Earlier this week, a U.S. District Court judge struck down two anti-panhandling ordinances enacted by the city of Worcester. The two ordinances sought to ban “aggressive panhandling” and “panhandling from traffic islands”. The ostensible reason for both ordinances was to protect public safety but the record (mostly minutes of Worcester City Council meetings) made it clear that panhandling was the target. The court reiterated that asking someone for money is speech protected by the First Amendment and so to restrict it requires not only a compelling government interest but also no less restrictive alternative. The court held that existing ordinances that criminalized trespassing, disorderly conduct, assault and other like behaviors were adequate to meet the public safety concerns of the city.
This decision came just two weeks after another U.S. District Court judge invalidated a city of Lowell ordinance that banned “aggressive panhandling.” (McLaughlin v city of Lowell).
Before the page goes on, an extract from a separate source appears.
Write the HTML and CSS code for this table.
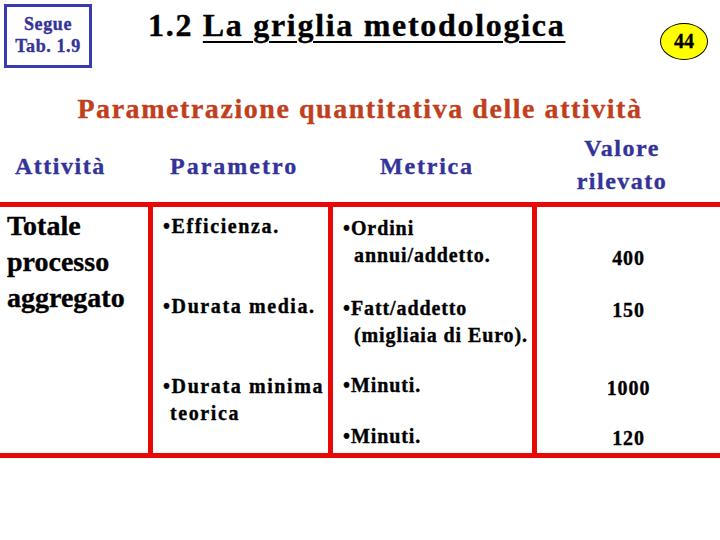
FILE: index.html
```html
<!DOCTYPE html>
<html lang="it">
<head>
<meta charset="utf-8">
<title>1.2 La griglia metodologica</title>
<link rel="stylesheet" href="styles.css">
</head>
<body>
<div class="slide">
  <div class="top">
    <div class="segue">Segue<br>Tab. 1.9</div>
    <h1 class="title">1.2 <u>La griglia metodologica</u></h1>
    <div class="badge">44</div>
  </div>
  <h2 class="subtitle">Parametrazione quantitativa delle attività</h2>
  <div class="heads">
    <div class="h h1">Attività</div>
    <div class="h h2">Parametro</div>
    <div class="h h3">Metrica</div>
    <div class="h h4">Valore<br>rilevato</div>
  </div>
  <div class="tbl">
    <div class="c c1">Totale<br>processo<br>aggregato</div>
    <div class="c c2">
      <p class="it">•Efficienza.</p>
      <p class="it g53">•Durata media.</p>
      <p class="it g53">•Durata minima<br>teorica</p>
    </div>
    <div class="c c3">
      <p class="it">•Ordini<br>annui/addetto.</p>
      <p class="it g26">•Fatt/addetto<br>(migliaia di Euro).</p>
      <p class="it g23">•Minuti.</p>
      <p class="it g24">•Minuti.</p>
    </div>
    <div class="c c4">
      <p class="num">400</p>
      <p class="num g25">150</p>
      <p class="num g51">1000</p>
      <p class="num g23">120</p>
    </div>
  </div>
</div>
</body>
</html>
```
FILE: styles.css
```css
html, body {
  margin: 0;
  padding: 0;
  background: #ffffff;
}
.slide {
  width: 720px;
  height: 540px;
  overflow: hidden;
  font-family: "Liberation Serif", "Times New Roman", serif;
  font-weight: 700;
  color: #000;
  -webkit-text-stroke: 0.35px currentColor;
}
.top {
  display: flex;
  align-items: flex-start;
  height: 80px;
}
.segue {
  box-sizing: border-box;
  margin: 4px 0 0 4px;
  width: 88px;
  height: 64px;
  border: 3px solid #3a3ab0;
  color: #333399;
  font-size: 18px;
  line-height: 22px;
  letter-spacing: 0.6px;
  text-align: center;
  padding-top: 6px;
}
.title {
  margin: 5px 0 0 56px;
  font-size: 32px;
  line-height: 40px;
  letter-spacing: 1.7px;
  font-weight: 700;
}
.title u {
  text-decoration-thickness: 2px;
  text-underline-offset: 5px;
}
.badge {
  box-sizing: border-box;
  margin: 23px 12px 0 auto;
  width: 48px;
  height: 37px;
  border-radius: 50%;
  border: 1px solid #000;
  background: #ffff00;
  font-size: 20px;
  line-height: 35px;
  text-align: center;
}
.subtitle {
  margin: 12px 0 0 0;
  font-size: 28px;
  line-height: 34px;
  letter-spacing: 1.55px;
  color: #c0401e;
  text-align: center;
  font-weight: 700;
}
.heads {
  display: grid;
  grid-template-columns: 148px 180px 204px 188px;
  height: 76px;
  color: #333399;
  font-size: 24px;
  line-height: 33px;
  letter-spacing: 1.5px;
}
.h { padding-top: 24px; }
.h1 { padding-left: 15px; }
.h2 { padding-left: 22px; letter-spacing: 2px; }
.h3 { padding-left: 52px; letter-spacing: 1.8px; }
.h4 { padding-top: 6px; text-align: center; padding-right: 8px; }

.tbl {
  display: grid;
  grid-template-columns: 148px 180px 204px 188px;
  grid-template-rows: 246px;
  border-top: 5px solid #e80808;
  border-bottom: 5px solid #e80808;
}
.c { box-sizing: border-box; }
.c2, .c3, .c4 { border-left: 5px solid #e80808; }
.c1 {
  padding: 1px 0 0 7px;
  font-size: 28px;
  line-height: 36px;
}
.it, .num {
  margin: 0;
  font-size: 20px;
  line-height: 27px;
  letter-spacing: 0.9px;
}
.c2 { padding: 6px 0 0 17px; }
.c2 .it { text-indent: -7px; letter-spacing: 1.6px; }
.c3 { padding: 8px 0 0 21px; }
.c3 .it { text-indent: -11px; }
.c4 { padding-top: 38px; text-align: center; }
.g23 { margin-top: 23px; }
.g24 { margin-top: 24px; }
.g25 { margin-top: 25px; }
.g26 { margin-top: 26px; }
.g51 { margin-top: 51px; }
.g53 { margin-top: 53px; }
```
Both decisions rely heavily on a June 2015 U.S. Supreme Court decision in Reed v Town of Gilbert, Arizona which invalidated an ordinance by which a town prohibited the display of some signs but not others. Because Reed was a unanimous decision by THIS Supreme Court, it seems that lower courts are investing it with considerable power as precedent with the message: don’t infringe on anyone’s rights under the First Amendment.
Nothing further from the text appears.